Guanosine triphosphate (GTP) cyclohydrolase I (GCH1) catalyzes the conversion of GTP into dihydroneopterin triphosphate (DHNP). DHNP is the first intermediate of the folate de novo biosynthesis pathway in prokaryotic and lower eukaryotic microorganisms and the tetrahydrobiopterin (BH4) biosynthesis pathway in higher eukaryotes. The de novo folate biosynthesis provides essential cofactors for DNA replication, cell division, and synthesis of key amino acids in rapidly replicating pathogen cells, such as Plasmodium falciparum (P. falciparum), a causative agent of malaria. In eukaryotes, the product of the BH4 biosynthesis pathway is essential for the production of nitric oxide and several neurotransmitter precursors. An increased copy number of the malaria parasite P. falciparum GCH1 gene has been reported to influence antimalarial antifolate drug resistance evolution, whereas mutations in the human GCH1 are associated with neuropathic and inflammatory pain disorders. Thus, GCH1 stands as an important and attractive drug target for developing therapeutics. The GCH1 intrinsic dynamics that modulate its activity remains unclear, and key sites that exert allosteric effects across the structure are yet to be elucidated. This study employed the anisotropic network model to analyze the intrinsic motions of the GCH1 structure alone and in complex with its regulatory partner protein. We showed that the GCH1 tunnel-gating mechanism is regulated by a global shear motion and an outward expansion of the central five-helix bundle. We further identified hotspot residues within sites of structural significance for the GCH1 intrinsic allosteric modulation. The obtained results can provide a solid starting point to design novel antineuropathic treatments for humans and novel antimalarial drugs against the malaria parasite P. falciparum GCH1 enzyme.

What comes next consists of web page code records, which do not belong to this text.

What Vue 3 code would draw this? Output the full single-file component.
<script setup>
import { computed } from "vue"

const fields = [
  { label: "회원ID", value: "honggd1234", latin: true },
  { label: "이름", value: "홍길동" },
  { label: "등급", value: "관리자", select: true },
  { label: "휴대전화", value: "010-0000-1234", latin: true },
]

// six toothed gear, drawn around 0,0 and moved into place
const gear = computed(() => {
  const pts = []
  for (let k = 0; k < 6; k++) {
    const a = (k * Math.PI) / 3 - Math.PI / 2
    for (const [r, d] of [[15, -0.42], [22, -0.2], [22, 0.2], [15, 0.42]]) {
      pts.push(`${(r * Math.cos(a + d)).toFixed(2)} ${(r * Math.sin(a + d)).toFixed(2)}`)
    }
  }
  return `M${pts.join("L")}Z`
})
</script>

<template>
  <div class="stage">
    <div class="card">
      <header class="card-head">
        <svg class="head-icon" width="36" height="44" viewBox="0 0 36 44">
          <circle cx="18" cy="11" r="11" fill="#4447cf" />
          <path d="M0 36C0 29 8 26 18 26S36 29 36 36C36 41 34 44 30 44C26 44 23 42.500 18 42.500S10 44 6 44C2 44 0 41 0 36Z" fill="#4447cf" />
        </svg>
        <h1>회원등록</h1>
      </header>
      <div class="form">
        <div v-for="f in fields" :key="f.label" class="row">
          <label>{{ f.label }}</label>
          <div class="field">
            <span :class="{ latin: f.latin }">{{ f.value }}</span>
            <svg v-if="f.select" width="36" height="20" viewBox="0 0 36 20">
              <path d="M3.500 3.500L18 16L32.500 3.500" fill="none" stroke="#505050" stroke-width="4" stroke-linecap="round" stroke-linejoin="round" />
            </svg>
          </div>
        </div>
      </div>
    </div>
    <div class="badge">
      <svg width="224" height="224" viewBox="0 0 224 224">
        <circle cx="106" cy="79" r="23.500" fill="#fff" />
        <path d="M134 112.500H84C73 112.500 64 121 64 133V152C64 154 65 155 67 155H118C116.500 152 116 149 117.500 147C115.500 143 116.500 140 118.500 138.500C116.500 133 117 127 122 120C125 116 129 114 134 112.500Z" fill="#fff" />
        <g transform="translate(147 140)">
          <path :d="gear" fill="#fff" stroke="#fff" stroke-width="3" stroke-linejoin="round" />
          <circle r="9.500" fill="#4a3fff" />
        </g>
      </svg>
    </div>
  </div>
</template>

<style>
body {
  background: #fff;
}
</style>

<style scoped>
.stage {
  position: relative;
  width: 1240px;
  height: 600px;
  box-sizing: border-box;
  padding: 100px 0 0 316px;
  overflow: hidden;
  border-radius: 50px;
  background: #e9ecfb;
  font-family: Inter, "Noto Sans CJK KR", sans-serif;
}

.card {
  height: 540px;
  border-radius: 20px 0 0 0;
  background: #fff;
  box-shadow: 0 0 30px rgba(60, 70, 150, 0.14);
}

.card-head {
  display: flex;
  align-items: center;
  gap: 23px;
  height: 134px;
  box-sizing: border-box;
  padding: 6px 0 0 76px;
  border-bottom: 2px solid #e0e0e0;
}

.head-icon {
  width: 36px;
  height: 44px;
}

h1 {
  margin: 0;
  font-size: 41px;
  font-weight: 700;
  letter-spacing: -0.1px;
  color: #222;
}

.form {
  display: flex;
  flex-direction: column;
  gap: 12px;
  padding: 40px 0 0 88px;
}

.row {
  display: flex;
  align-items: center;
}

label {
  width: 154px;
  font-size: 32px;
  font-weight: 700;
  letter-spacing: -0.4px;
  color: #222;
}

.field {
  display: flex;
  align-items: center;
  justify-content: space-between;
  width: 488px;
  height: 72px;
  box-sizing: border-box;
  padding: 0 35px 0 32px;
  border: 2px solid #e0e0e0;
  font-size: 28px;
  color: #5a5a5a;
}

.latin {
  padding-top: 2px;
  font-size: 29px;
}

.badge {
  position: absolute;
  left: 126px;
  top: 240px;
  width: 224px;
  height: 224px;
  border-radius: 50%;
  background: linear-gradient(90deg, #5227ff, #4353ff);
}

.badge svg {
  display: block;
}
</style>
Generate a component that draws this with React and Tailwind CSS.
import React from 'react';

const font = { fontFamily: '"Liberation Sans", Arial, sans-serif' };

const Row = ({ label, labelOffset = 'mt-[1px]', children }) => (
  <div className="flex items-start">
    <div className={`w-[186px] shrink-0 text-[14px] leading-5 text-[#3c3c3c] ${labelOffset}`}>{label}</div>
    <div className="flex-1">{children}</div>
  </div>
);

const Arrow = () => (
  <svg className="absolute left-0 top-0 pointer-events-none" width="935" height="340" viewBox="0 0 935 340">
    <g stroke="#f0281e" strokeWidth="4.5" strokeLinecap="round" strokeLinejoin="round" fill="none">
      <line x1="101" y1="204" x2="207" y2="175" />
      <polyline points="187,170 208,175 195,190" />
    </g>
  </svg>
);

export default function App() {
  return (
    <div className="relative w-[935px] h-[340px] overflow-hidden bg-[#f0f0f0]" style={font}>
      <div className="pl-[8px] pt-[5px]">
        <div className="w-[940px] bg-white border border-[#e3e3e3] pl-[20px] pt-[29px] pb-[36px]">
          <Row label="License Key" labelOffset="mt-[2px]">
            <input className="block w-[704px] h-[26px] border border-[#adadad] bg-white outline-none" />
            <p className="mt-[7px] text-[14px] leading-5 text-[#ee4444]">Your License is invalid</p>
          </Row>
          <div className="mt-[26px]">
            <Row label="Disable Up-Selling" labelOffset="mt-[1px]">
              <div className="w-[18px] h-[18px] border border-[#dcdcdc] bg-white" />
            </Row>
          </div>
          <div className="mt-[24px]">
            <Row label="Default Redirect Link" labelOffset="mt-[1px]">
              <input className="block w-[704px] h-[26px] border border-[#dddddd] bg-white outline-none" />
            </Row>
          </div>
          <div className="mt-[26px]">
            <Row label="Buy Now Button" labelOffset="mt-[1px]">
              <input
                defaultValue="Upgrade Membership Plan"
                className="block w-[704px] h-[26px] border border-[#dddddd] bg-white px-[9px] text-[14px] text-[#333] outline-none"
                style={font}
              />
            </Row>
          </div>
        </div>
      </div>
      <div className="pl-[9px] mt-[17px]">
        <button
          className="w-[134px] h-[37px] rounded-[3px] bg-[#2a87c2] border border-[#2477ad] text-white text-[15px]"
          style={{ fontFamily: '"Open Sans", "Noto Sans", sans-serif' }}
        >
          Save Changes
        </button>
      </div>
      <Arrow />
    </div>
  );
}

三磷酸鸟苷（Guanosine triphosphate, GTP）环水解酶I（GCH1）可催化将GTP转化为三磷酸二氢新蝶呤（dihydroneopterin triphosphate, DHNP）。DHNP是原核生物与低等真核微生物叶酸从头合成途径的首个中间产物，同时也是高等真核生物四氢生物蝶呤（tetrahydrobiopterin, BH4）生物合成途径的首个中间产物。叶酸从头合成途径可为快速增殖的病原细胞（例如引发疟疾的恶性疟原虫Plasmodium falciparum, P. falciparum）提供DNA复制、细胞分裂以及关键氨基酸合成所需的必需辅因子。在真核生物中，BH4生物合成途径的产物是一氧化氮合成与多种神经递质前体生成的必需辅因子。已有研究表明，疟原虫P. falciparum的GCH1基因拷贝数增加会影响抗疟疾抗叶酸类药物的耐药性演化；而人类GCH1基因的突变则与神经性疼痛及炎症性疼痛病症相关。因此，GCH1是开发治疗性药物的重要且极具吸引力的靶点。然而，调控GCH1活性的内在动态机制尚未明确，其结构中发挥变构调控作用的关键位点仍有待阐明。本研究采用各向异性网络模型（anisotropic network model），分别分析了游离状态GCH1蛋白结构以及其与调控伴侣蛋白结合状态下的内在运动模式。研究发现，GCH1的通道门控机制受整体剪切运动以及中央五螺旋束的向外扩张所调控。本研究进一步在与GCH1内在变构调控相关的结构位点中，鉴定出了热点残基。本研究结果可为开发针对人类的新型神经性疼痛治疗药物，以及靶向恶性疟原虫GCH1酶的抗疟疾新药提供坚实的研究基础。